The following recipe travels well if kept cool and molded. Roquefort Mousse 5 ounces imported Roquefort or Gorgon- zola cheese, softened 4 ounces cream cheese, softened 1 1/2 cups sour cream 1 1/2 cups small-curd creamed cottage cheese 1 cup light cream 1/4 cup minced chives or scallion tops 1/2 cup watercress leaves 2 cups peeled, seeded, and chopped cucumber 2 envelopes unflavored gelatin 1/2 cup cold water Cream Roquefort with cream cheese until smooth. Beat in all remaining ingredients except gelatin and water. Combine thoroughly.
Soften gelatin in cold water, then heat slowly, stirring until dissolved.
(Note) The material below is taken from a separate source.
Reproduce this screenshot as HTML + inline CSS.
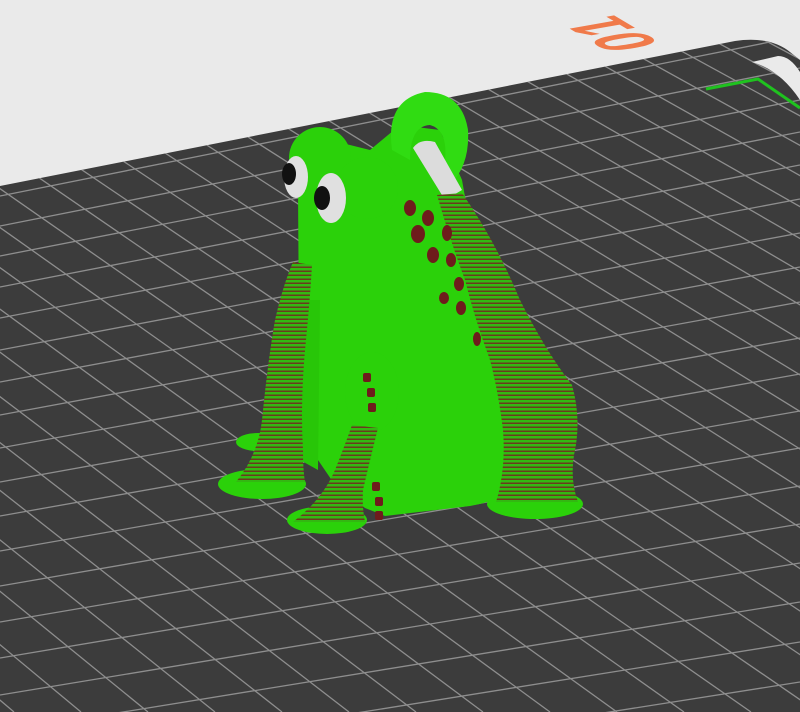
<!DOCTYPE html>
<html><head><meta charset="utf-8"><style>html,body{margin:0;padding:0;background:#eaeaea;overflow:hidden;width:800px;height:712px}svg{display:block}</style></head>
<body>
<svg width="800" height="712" viewBox="0 0 800 712" xmlns="http://www.w3.org/2000/svg">
<defs>
<clipPath id="plate"><path d="M0,186 L735,41 Q770,36 790,52 L800,60 L800,712 L0,712 Z"/></clipPath>
<pattern id="str" width="6" height="4" patternUnits="userSpaceOnUse"><rect width="6" height="4" fill="#33b812"/><rect y="2.5" width="6" height="1.5" fill="#6a3a1e"/></pattern>
</defs>
<rect width="800" height="712" fill="#eaeaea"/>
<text x="0" y="0" transform="matrix(-1.12,-0.67,1.87,-0.33,618,33)" font-family="Liberation Sans, sans-serif" font-weight="bold" font-size="40" fill="#f07a4a" text-anchor="middle" dominant-baseline="middle">01</text>
<path d="M0,186 L735,41 Q770,36 790,52 L800,60 L800,712 L0,712 Z" fill="#3c3c3c"/>
<g clip-path="url(#plate)" stroke="#8e8e8e" stroke-width="1.3" fill="none">
<path d="M0,196L800,36M0,226L800,68M0,256L800,100M0,287L800,132M0,318L800,165M0,350L800,199M0,382L800,233M0,415L800,267M0,448L800,302M0,482L800,338M0,516L800,374M0,551L800,411M0,586L800,448M0,622L800,486M0,658L800,524M0,695L800,563M0,732L800,602M0,770L800,642M0,808L800,682M0,847L800,723"/>
<path d="M-53,712L-3402,-2182M14,712L-3402,-2182M81,712L-3402,-2182M148,712L-3402,-2182M215,712L-3402,-2182M282,712L-3402,-2182M349,712L-3402,-2182M416,712L-3402,-2182M483,712L-3402,-2182M550,712L-3402,-2182M617,712L-3402,-2182M684,712L-3402,-2182M751,712L-3402,-2182M818,712L-3402,-2182M885,712L-3402,-2182M952,712L-3402,-2182M1019,712L-3402,-2182M1086,712L-3402,-2182M1153,712L-3402,-2182M1220,712L-3402,-2182M1287,712L-3402,-2182M1354,712L-3402,-2182M1421,712L-3402,-2182M1488,712L-3402,-2182M1555,712L-3402,-2182M1622,712L-3402,-2182M1689,712L-3402,-2182M1756,712L-3402,-2182M1823,712L-3402,-2182M1890,712L-3402,-2182M1957,712L-3402,-2182M2024,712L-3402,-2182M2091,712L-3402,-2182"/>
</g>
<path d="M752,62 L778,56 Q790,56 800,72 L800,100 Q780,70 752,62 Z" fill="#eaeaea"/>
<polyline points="706,89 758,79 800,108" fill="none" stroke="#1fc21f" stroke-width="3"/>

<ellipse cx="258" cy="442" rx="22" ry="9" fill="#2bd10a"/>
<ellipse cx="262" cy="484" rx="44" ry="15" fill="#2bd10a"/>
<ellipse cx="327" cy="520" rx="40" ry="14" fill="#2bd10a"/>
<ellipse cx="535" cy="504" rx="48" ry="15" fill="#2bd10a"/>

<path d="M298,190 L299,330 Q303,400 318,460 L335,485 L365,508 L385,516 L470,506 Q518,498 520,470 L516,410 L495,350 L478,270 L462,180 L440,130 L400,125 L370,150 L330,140 Z" fill="#2bd10a"/>
<path d="M300,300 L320,300 L318,470 L300,460 Z" fill="#28c608"/>
<path d="M392,150 Q385,100 425,92 Q462,92 468,130 Q470,165 450,185 L445,160 Q448,130 430,125 Q410,126 410,160 Z" fill="#30dc12"/>
<path d="M413,148 Q420,138 435,142 L462,190 L445,200 Z" fill="#dcdcdc"/>
<circle cx="320" cy="158" r="31" fill="#2bd10a"/>
<circle cx="367" cy="188" r="31" fill="#2bd10a"/>
<ellipse cx="296" cy="177" rx="12" ry="21" fill="#e0e0e0"/>
<ellipse cx="289" cy="174" rx="7" ry="11" fill="#111"/>
<ellipse cx="331" cy="198" rx="15" ry="25" fill="#e0e0e0"/>
<ellipse cx="322" cy="198" rx="8" ry="12" fill="#111"/>
<ellipse cx="372" cy="392" rx="27" ry="40" fill="#2bd10a"/>
<path d="M437,195 L462,193 Q495,240 520,300 Q545,350 572,385 Q582,420 574,455 Q570,480 578,502 L496,502 Q506,470 503,430 Q498,390 490,360 Q475,320 465,280 Q450,240 437,195 Z" fill="url(#str)"/>
<path d="M293,262 L312,265 Q310,300 306,340 Q300,400 303,450 Q303,470 305,482 L236,482 Q258,455 262,420 Q268,360 275,320 Q283,285 293,262 Z" fill="url(#str)"/>
<path d="M352,425 L378,428 Q370,460 363,490 Q362,508 365,522 L293,522 Q322,500 335,470 Q345,445 352,425 Z" fill="url(#str)"/>
<g fill="#6e1c1c">
<ellipse cx="410" cy="208" rx="6" ry="8"/><ellipse cx="428" cy="218" rx="6" ry="8"/><ellipse cx="418" cy="234" rx="7" ry="9"/><ellipse cx="447" cy="233" rx="5" ry="8"/><ellipse cx="433" cy="255" rx="6" ry="8"/><ellipse cx="451" cy="260" rx="5" ry="7"/><ellipse cx="459" cy="284" rx="5" ry="7"/><ellipse cx="444" cy="298" rx="5" ry="6"/><ellipse cx="461" cy="308" rx="5" ry="7"/><ellipse cx="477" cy="339" rx="4" ry="7"/>
<rect x="363" y="373" width="8" height="9" rx="2"/><rect x="367" y="388" width="8" height="9" rx="2"/><rect x="368" y="403" width="8" height="9" rx="2"/>
<rect x="372" y="482" width="8" height="9" rx="2"/><rect x="375" y="497" width="8" height="9" rx="2"/><rect x="375" y="511" width="8" height="9" rx="2"/>
</g>
</svg>
</body></html>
Allow to cool slightly before adding to cheese mixture.
Oil a 6-cup ring mold and spoon in mousse. Chill until set.
Keep chilled until you unmold mousse at picnic site. Serve on lettuce leaves with cherry tomatoes if you like, or simply spread on bland crackers. Pasta Salad Tonnato 4 ounces small ruffle-edged noodles Olive oil 2 7-ounce cans white tuna in oil, drained and flaked 1 large sweet red pepper, seeded and cut into slivers 1/4 cup capers 1/3 cup minced fresh parsley Salt and freshly ground pepper
Cook noodles according to package directions. Be careful not to overcook. Rinse in cold water, drain thoroughly, and toss with small amount of oil.
Add all remaining ingredients. Season with salt and pepper and toss. Add dressing (below) and toss thoroughly. Dressing 1 large clove garlic, crushed 3/4 cup olive oil 3 tablespoons lemon juice
Whisk ingredients together and add to pasta salad just before serving. Toss thoroughly. Serves 4 to 6. Tomato-Orange Starter 1 quart tomato juice 1 quart orange juice 1/2 lemon thinly sliced Dash of bitters (optional)
The liquid ingredients may be blended together and topped with slices of lemon. If you are serving this drink in clear glasses, the orange juice may be carefully poured to float over the tomato juice, topped with a dash of bitters, and served with a slice of lemon.
For children, a mix of cranberry and orange juices is a treat-especially when a bunch of grapes is in the bottom of the glass. Serve with peanut butter and banana slices. Cut the banana lengthwise, spread with peanut butter, and slice.